Soon afterwards I found a vocations pamphlet from a Carmelite monastery. It began with the challenge of the Prophet Elijah: “Why are you halting between two ways? If the Lord is God, follow him!” (1 Kings 18:21) The same day, I came across these words of St Teresa of Avila from her Life: “On the one hand God was calling me; on the other I was following the world. All the things of God made me happy; those of the world held me bound. It seems to me I was trying to reconcile these two things."

Both these quotations seemed to speak so directly to my experience that they were the final prod I needed to give in to God and to admit to myself that I might have a vocation to religious life. After months of struggling, I now experienced a sense of peace and joy. I felt God was calling me to a life of prayer, centred on the Eucharist, lived both in solitude and community. This seemed to point to Carmel but I knew I needed to explore it further.

I made some weekend visits to Thicket, staying in the extern part of the monastery.
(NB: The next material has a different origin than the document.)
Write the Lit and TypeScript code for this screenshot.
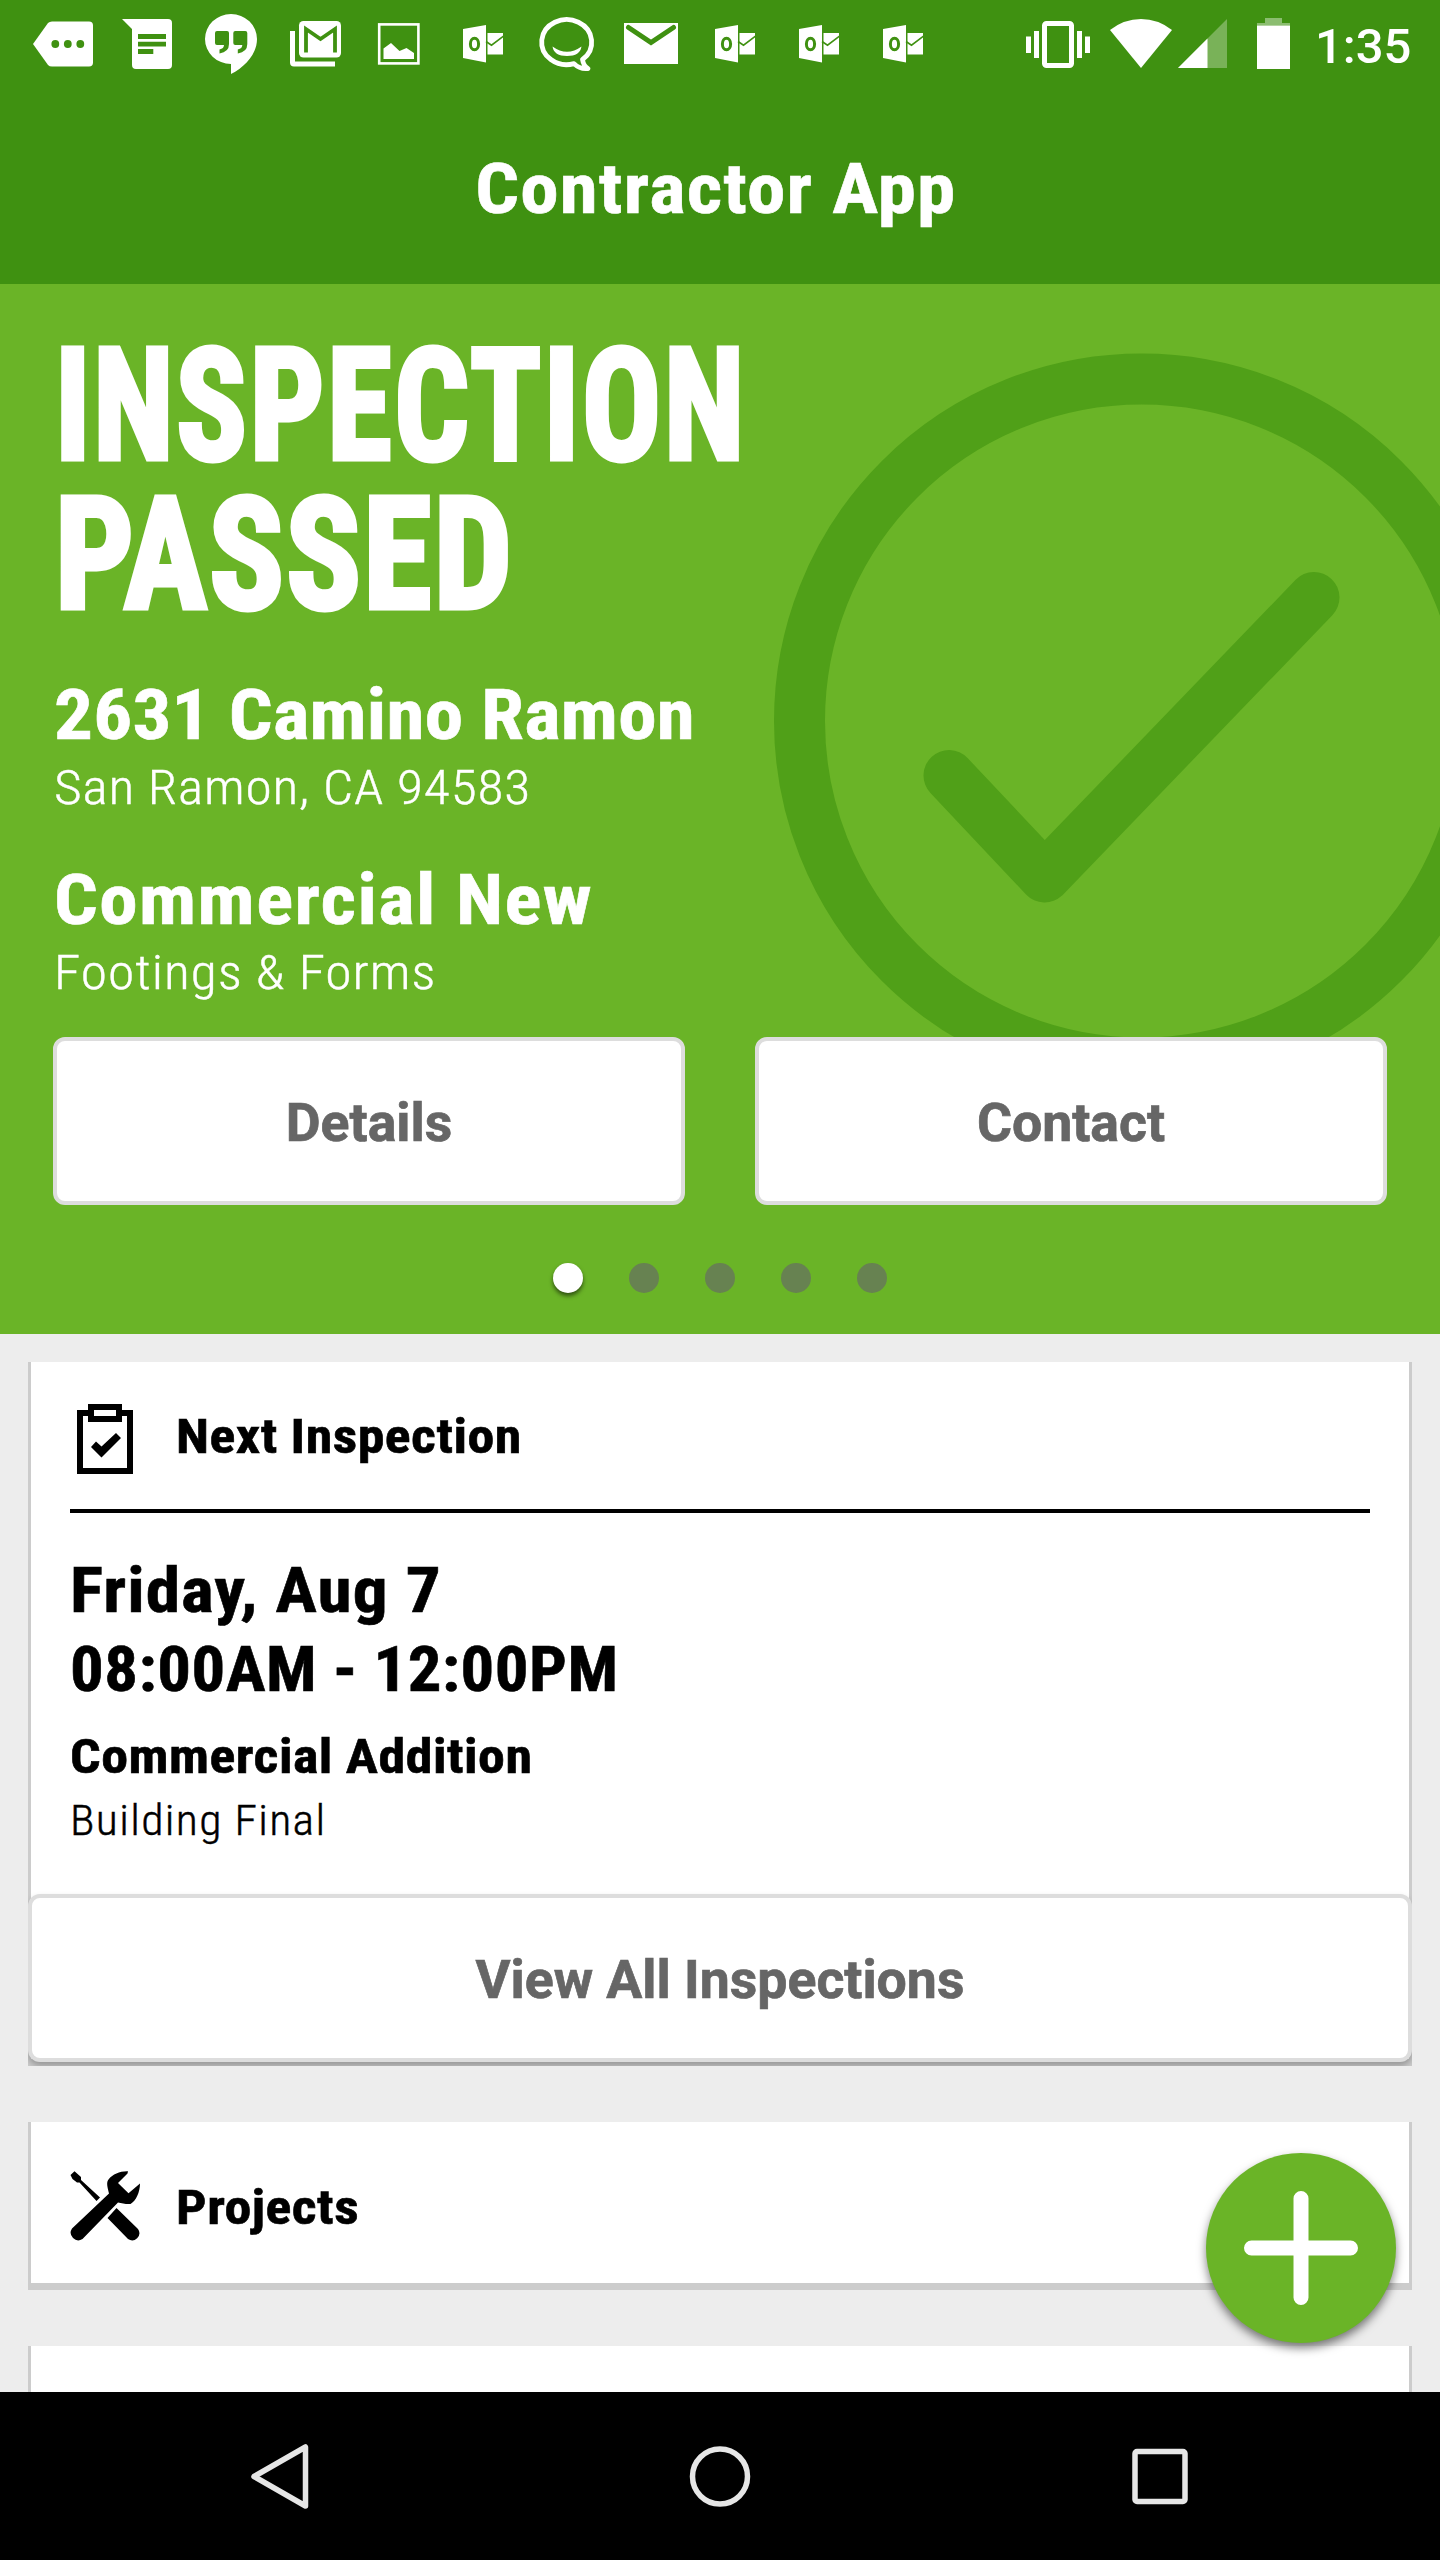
import { LitElement, html, svg, css } from "lit";

const G = "#3f9111";

const outlook = svg`
  <path d="M22 29L45 25V62.5L22 58Z" fill="#fff"/>
  <ellipse cx="33.5" cy="44" rx="4.1" ry="5.8" fill="none" stroke=${G} stroke-width="3"/>
  <path d="M46.5 33H62V54.5H46.5Z" fill="#fff"/>
  <path d="M45 41.5L50.5 45.2L62.5 36.2" fill="none" stroke=${G} stroke-width="1.6"/>`;

/* Notification icons, each drawn in an 84 x 90 cell. */
const notifications = [
  svg`<path fill="#fff" d="M12 44L27 23Q28.500 21.500 31 21.500H68a4 4 0 0 1 4 4V62.500a4 4 0 0 1-4 4H31Q28.500 66.500 27 65Z"/>
    <g fill=${G}><circle cx="34.300" cy="44" r="3.900"/><circle cx="46.800" cy="44" r="3.900"/><circle cx="59.300" cy="44" r="3.900"/></g>`,
  svg`<path fill="#fff" d="M17 19H63a4 4 0 0 1 4 4V65a4 4 0 0 1-4 4H31a4 4 0 0 1-4-4V29Z"/>
    <path fill=${G} d="M33 34H61V39H33ZM33 41.700H61V46.500H33ZM33 49H48.300V54H33Z"/>`,
  svg`<path fill="#fff" d="M42 14A26 25 0 0 0 42 64V74C56 67 68 54 68 39A26 25 0 0 0 42 14Z"/>
    <g fill=${G}><path d="M26 33a2 2 0 0 1 2-2H38a2 2 0 0 1 2 2V44Q40 52 30.500 53.500V49.500Q35 48.500 35 45H28a2 2 0 0 1-2-2Z"/>
    <path transform="translate(18.300)" d="M26 33a2 2 0 0 1 2-2H38a2 2 0 0 1 2 2V44Q40 52 30.500 53.500V49.500Q35 48.500 35 45H28a2 2 0 0 1-2-2Z"/></g>`,
  svg`<path fill="#fff" d="M17 31H22V61.500H62V66.500H21a4 4 0 0 1-4-4Z"/><rect x="26" y="21" width="42" height="36.500" rx="4.500" fill="#fff"/>
    <path fill="none" stroke=${G} stroke-width="3.800" d="M33 52.500V29L47.500 39L62 29V52.500"/>`,
  svg`<rect x="22.200" y="24.400" width="39.200" height="39" fill="none" stroke="#fff" stroke-width="2.600"/>
    <path fill="#fff" d="M26.500 48.500L34 43L42.500 51L49.500 48L57 53V59H26.500Z"/>`,
  outlook,
  svg`<path fill="none" stroke="#fff" stroke-width="4.800" stroke-linejoin="round" d="M49 63.600A25 22.500 0 1 1 57.500 59.500Q58.500 66 63 68.500Q55 69.500 49 63.600Z"/>
    <path fill="#fff" d="M27.500 46.500Q42 57 56.500 46.500Q55 56 42 56Q29 56 27.500 46.500Z"/>`,
  svg`<rect x="15" y="23" width="54" height="41" fill="#fff"/>
    <path fill="none" stroke=${G} stroke-width="5" stroke-linecap="round" d="M19.500 27.500L42 42.500L64.500 27.500"/>`,
  outlook,
  outlook,
  outlook,
];

class AppRoot extends LitElement {
  static styles = css`
    :host { display: block; }
    .screen {
      position: relative; width: 1440px; height: 2560px; overflow: hidden;
      display: flex; flex-direction: column; background: #ededed;
      font-family: Roboto, sans-serif; color: #000;
    }
    svg { display: block; flex: none; }
    .status { display: flex; height: 90px; flex: none; background: #3f9111; padding-left: 21px; box-sizing: border-box; }
    .system { display: flex; margin-left: auto; }
    .time { width: 134px; box-sizing: border-box; padding: 2px 0 0 9px; font-size: 49px; font-weight: 500; line-height: 90px; color: #fff; }
    .appbar {
      height: 194px; flex: none; box-sizing: border-box; padding: 4px 8px 0 0; background: #3f9111; color: #fff;
      display: flex; align-items: center; justify-content: center;
    }
    .din {
      font-stretch: 75%; font-weight: 700; white-space: nowrap; width: max-content;
      transform: scaleX(1.1); transform-origin: 0 0; -webkit-text-stroke: 0.6px currentColor;
    }
    .light { font-weight: 300; -webkit-text-stroke: 0.4px currentColor; transform: scaleX(1.09); }
    .title { font-size: 70px; line-height: 80px; letter-spacing: 1.1px; transform-origin: 50% 0; }
    .hero {
      position: relative; height: 1050px; flex: none; box-sizing: border-box; padding: 48px 53px 0 54px;
      background: #6ab427; color: #fff; overflow: hidden;
    }
    .mark { position: absolute; left: 774px; top: 69px; }
    .headline { margin-left: 1px; font-stretch: 75%; font-weight: 700; font-size: 155px; line-height: 149px; white-space: nowrap; -webkit-text-stroke: 5px currentColor; }
    .headline div { width: max-content; transform-origin: 0 0; }
    .l1 { transform: scaleX(0.846); letter-spacing: 3.3px; }
    .l2 { transform: scaleX(0.895); letter-spacing: 2.5px; }
    .big { font-size: 70px; line-height: 80px; }
    .sub { font-size: 49px; line-height: 60px; margin-top: 3px; }
    .address { margin-top: 45px; letter-spacing: 0.25px; }
    .city { letter-spacing: 0.75px; }
    .kind { margin-top: 42px; letter-spacing: 1.3px; }
    .task { letter-spacing: 0.95px; }
    .actions { position: relative; display: grid; grid-template-columns: 1fr 1fr; gap: 70px; margin: 34px 0 0 -1px; }
    .btn {
      display: flex; align-items: center; justify-content: center; height: 168px; box-sizing: border-box;
      border: 4px solid #ddd; border-radius: 12px; background: #fff; color: #666;
      font-family: inherit; font-size: 53.6px; font-weight: 700; padding: 3px 0 0; margin: 0;
      -webkit-text-stroke: 0.7px currentColor;
    }
    .dots { display: flex; gap: 46px; justify-content: center; margin: 58px 0 0 -2px; }
    .dot { width: 30px; height: 30px; border-radius: 50%; background: #678251; }
    .dot.on { background: #fff; box-shadow: 0 3px 4px rgba(0, 0, 0, 0.55); }
    .list { flex: 1; min-height: 0; overflow: hidden; display: flex; flex-direction: column; gap: 56px; padding: 28px 28px 0; }
    .card { flex: none; box-sizing: border-box; background: #fff; border: solid #ccc; border-width: 0 3px 7px; padding: 0 39px; clip-path: inset(0); }
    .head { display: flex; align-items: center; gap: 36px; height: 147px; padding-top: 3px; box-sizing: border-box; }
    .head .din { font-size: 49px; line-height: 60px; letter-spacing: 0.45px; }
    .head.ruled { border-bottom: 4px solid #000; height: 151px; }
    .head.ruled svg { margin-top: 4px; }
    .head.plain { height: 161px; padding-top: 11px; }
    .head.plain svg { margin-bottom: 4px; }
    .when { font-size: 63px; line-height: 79px; margin-top: 38px; }
    .day { letter-spacing: 0.95px; }
    .hours { letter-spacing: 0.45px; transform: scaleX(1.06); }
    .scope { font-size: 49px; line-height: 60px; margin-top: 18px; letter-spacing: 0.45px; }
    .stage { font-size: 42px; line-height: 54px; margin-top: 7px; letter-spacing: 1.2px; }
    .all { width: calc(100% + 84px); margin: 46px -42px -3px; box-shadow: 0 4px 6px rgba(0, 0, 0, 0.25); }
    .stub { height: 168px; }
    .fab {
      position: absolute; left: 1206px; top: 2153px; width: 190px; height: 190px; border-radius: 50%;
      background: #6ab427; box-shadow: 0 5px 10px rgba(0, 0, 0, 0.5);
    }
    .nav { display: flex; justify-content: center; height: 168px; flex: none; background: #000; }
  `;

  render() {
    return html`
      <div class="screen">
        <div class="status">
          ${notifications.map((n) => html`<svg width="84" height="90" viewBox="0 0 84 90">${n}</svg>`)}
          <div class="system">
            <svg width="80" height="90" viewBox="1020 0 80 90">
              <rect x="1044.5" y="23.500" width="27" height="42" rx="2" fill="none" stroke="#fff" stroke-width="5"/>
              <path fill="#fff" d="M1026 36.500h5V53h-5ZM1034 31h5V58h-5ZM1077 31h5V58h-5ZM1085 36.500h5V53h-5Z"/>
            </svg>
            <svg width="76" height="90" viewBox="1100 0 76 90"><path fill="#fff" d="M1141 68L1110 30Q1124 19 1141 19T1172 30Z"/></svg>
            <svg width="60" height="90" viewBox="1176 0 60 90">
              <path fill="#fff" fill-opacity=".3" d="M1178 68L1227 19V68Z"/><path fill="#fff" d="M1178 68L1207.500 38.500V68Z"/>
            </svg>
            <svg width="70" height="90" viewBox="1236 0 70 90">
              <path fill="#fff" fill-opacity=".4" d="M1265 18H1282V23H1290V25.500H1257V23H1265Z"/><path fill="#fff" d="M1257 25.500H1290V69H1257Z"/>
            </svg>
            <div class="time">1:35</div>
          </div>
        </div>
        <div class="appbar"><div class="din title">Contractor App</div></div>
        <div class="hero">
          <svg class="mark" width="736" height="736" viewBox="774 353 736 736">
            <g fill="none" stroke="#50a018" stroke-width="51" stroke-linecap="round" stroke-linejoin="round">
              <circle cx="1141.500" cy="721" r="342"/><path d="M949 775.500L1044.600 877L1314 597.500"/>
            </g>
          </svg>
          <div class="headline"><div class="l1">INSPECTION</div><div class="l2">PASSED</div></div>
          <div class="din big address">2631 Camino Ramon</div>
          <div class="din light sub city">San Ramon, CA 94583</div>
          <div class="din big kind">Commercial New</div>
          <div class="din light sub task">Footings &amp; Forms</div>
          <div class="actions"><button class="btn">Details</button><button class="btn">Contact</button></div>
          <div class="dots">${[0, 1, 2, 3, 4].map((i) => html`<div class="dot ${i === 0 ? "on" : ""}"></div>`)}</div>
        </div>
        <div class="list">
          <div class="card">
            <div class="head ruled">
              <svg width="70" height="70" viewBox="70 1404 70 70">
                <path fill="none" stroke="#000" stroke-width="6" d="M91 1413H80V1471H130V1413H119"/>
                <rect x="91" y="1407" width="28" height="12" fill="none" stroke="#000" stroke-width="6"/>
                <path d="M91 1447L96 1441.600L101.500 1446.500L116 1433L121 1438L101.500 1457.500Z"/>
              </svg>
              <div class="din">Next Inspection</div>
            </div>
            <div class="when"><div class="din day">Friday, Aug 7</div><div class="din hours">08:00AM - 12:00PM</div></div>
            <div class="din scope">Commercial Addition</div>
            <div class="din light stage">Building Final</div>
            <button class="btn all">View All Inspections</button>
          </div>
          <div class="card">
            <div class="head plain">
              <svg width="70" height="70" viewBox="0 0 70 70">
                <path d="M.500 4L4.500 .300L11 6V9L30 26.500L26.500 30L9.500 11.500H7L2.500 8Z"/>
                <path d="M46.500 37L68 58A7.200 7.200 0 0 1 58 68L37.500 47Z"/>
                <path d="M58 .300C50 0 43 3 38.500 8.500C36 12 37.500 16 39 22.500L2 57.500A7.600 7.600 0 0 0 12.500 68L48 31.500C52 32 56 33.500 60.500 33C66 30 70 21 70 12.500L58.500 22.200L48 12L57.500 2.500Z"/>
              </svg>
              <div class="din">Projects</div>
            </div>
          </div>
          <div class="card stub"></div>
        </div>
        <div class="nav">
          <svg width="440" height="168" viewBox="60 2392 440 168"><path fill="none" stroke="#e6e6e6" stroke-width="5.500" stroke-linejoin="round" d="M254 2476.500L305.500 2447V2506Z"/></svg>
          <svg width="440" height="168" viewBox="500 2392 440 168"><circle cx="720" cy="2476.500" r="27.500" fill="none" stroke="#e6e6e6" stroke-width="5.500"/></svg>
          <svg width="440" height="168" viewBox="940 2392 440 168"><rect x="1135" y="2451.500" width="50" height="50" rx="2" fill="none" stroke="#e6e6e6" stroke-width="5.500"/></svg>
        </div>
        <svg class="fab" width="190" height="190" viewBox="0 0 190 190">
          <path d="M45.500 95H144.500M95 45.500V144.500" stroke="#fff" stroke-width="15" stroke-linecap="round"/>
        </svg>
      </div>
    `;
  }
}
customElements.define("app-root", AppRoot);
I encountered a joyful community and felt deeply attracted to their life of prayer, spent mostly in solitude. I also visited other religious Orders but did not feel the same pull. The next step would be to arrange a live-in, a two week stay inside the enclosure. It was very different to my expectations. I never imagined Carmelite life would be so busy! But underpinning all the movement between work, choir and cell was a deep stillness, presence and joy. I felt it was what our Lord meant by living life to the full.

I was struck by the simplicity of lifestyle, the silence, the starkness of my Carmelite cell, the joys to be found in simple things like sharing chocolates at recreation. My mind was made up and I knew I wanted to enter and thankfully my community accepted me.

It’s often said of religious life that we enter for one reason and stay for another. We grow, as does our way of life and charism over time and our response has to adapt to the needs of the moment. But that relationship of love with Jesus which led me to Carmel will always remain.